Career Race-Baiters Target Richmond Tea Party

The Richmond Tea Party audit comes as no surprise to Richmond residents. The city has been held hostage by civil rights era race-baiters for decades.

For the last 40 years Raymond H. Boone, the publisher and founder of the Richmond Free Press, has been playing the race card and getting away with it. The same man who recently told a reporter he sees his job as "comforting the afflicted and afflicting the comfortable" is now hosting Occupy Richmond protesters on his 4-acre property in a quiet South Richmond neighborhood -- right next door to long time crony Mayor Dwight Jones.

His mostly Caucasian "special guests" camped out on his property in serene surroundings (away from Richmond's poor "afflicted" blacks in the crime-ridden 'courts' of inner city Richmond) is a scene reminiscent of a "Norman Rockwell painting" as one local black journalist described it.  Boone's Thanksgiving feast for the protesters might be laughable if the city were in better shape.  But Richmond has fared no better than other urban areas subjected to civil rights bullies like Boone. Crime and a lack of entrepreneurial opportunities have contributed to its downfall. Predictably, Boone blames the 'haves.'

The former Howard professor's fight for "economic justice" has been waged against, you guessed it, big business. When asked why he was opening his home to the occupiers he summarized his agenda in a nutshell.

We need to show the same kind of passion for economic justice as we showed for winning the vote, for voting rights. If you do not have economic power, you cannot have political power.

A Richmond weekly magazine featured Boone as a major influence not only in city politics but in the business community as well.  

It may not be a direct result of Boone's handiwork, but it's worth noting that three of the Richmond Free Press publisher's most frequent targets - Circuit City, Ukrop's and Virginia Supreme Court Chief Justice Leroy R. Hassell - went away this year. (Hassell will step down but remain a justice.) Boone's soft touch with Mayor Jones' (No. 7) administration may suggest that City Hall's shadow falls heavily over the Free Press offices a few blocks west. 

A crusading, old-school newsman, Boone mostly eschews the Internet in favor of his bully pulpit, the Richmond Free Press' weekly print edition. Behind the scenes and in print, editor Boone remains someone who city politicians - and U.S. Senate candidates (such as George Allen) - would be wise not to cross.

The race crusader is not above throwing old pals under the bus. When Boone's unusual houseguests hit the news this past month, he was asked about his friendship with Mayor Dwight Jones. "Boone described his relationship with Jones as cordial. 'We have an understanding,' he said. 'He's the politician; I'm the newspaper man, the newspaper editor.'"

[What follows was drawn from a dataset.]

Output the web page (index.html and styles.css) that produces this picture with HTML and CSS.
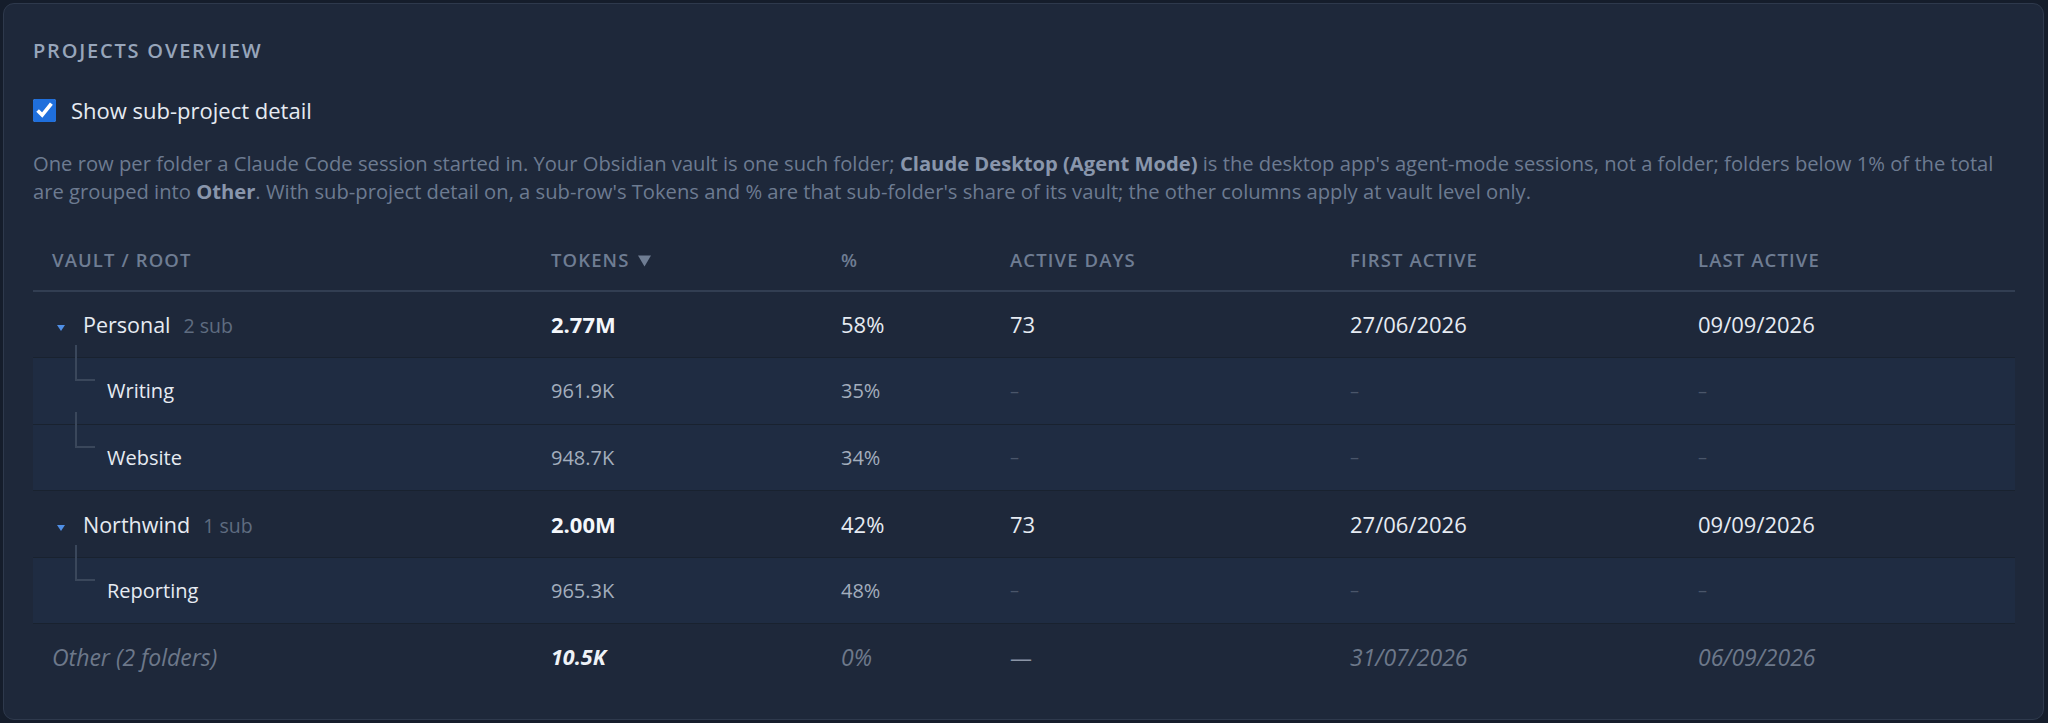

In fact, Mayor Jones invoked his own civil rights background when defending Occupy Richmond in October. After the group was evicted from Kanawha Plaza on October 31, Boone made it clear he believed Jones "identified" with the Occupy movement but was yielding to "corporate" pressure. Boone told a reporter Jones needed to decide "Whether he stands with corporate, or whether he stands with the people who elected him."

At the moment it looks as if the mayor is standing between fed-up tax paying neighbors, and a race-baiting, bullying editor. The Richmond zoning board has given Boone 30 days to comply with an order to "cease the unlawful use and occupancy of the property."

Jones' press secretary stated in an email the mayor "did not initiate" the board's action rather it was "prompted by complaints in the Brookbury subdivision." Clearly, Jones doesn't want to get on Boone's bad side.

Richmond, like other cities, is caught in the grip of men like Jones and Boone who have used the race card to secure their own positions of power, while large sections of the city are swallowed by blight and crime.

The Richmond Tea Party took on some seasoned race-baiters and challenged their perverted sense of justice. Now the city has responded, 'Joe the Plumber' style -- get some flunky field employee to sign off on a bogus audit to distract from lawless officials.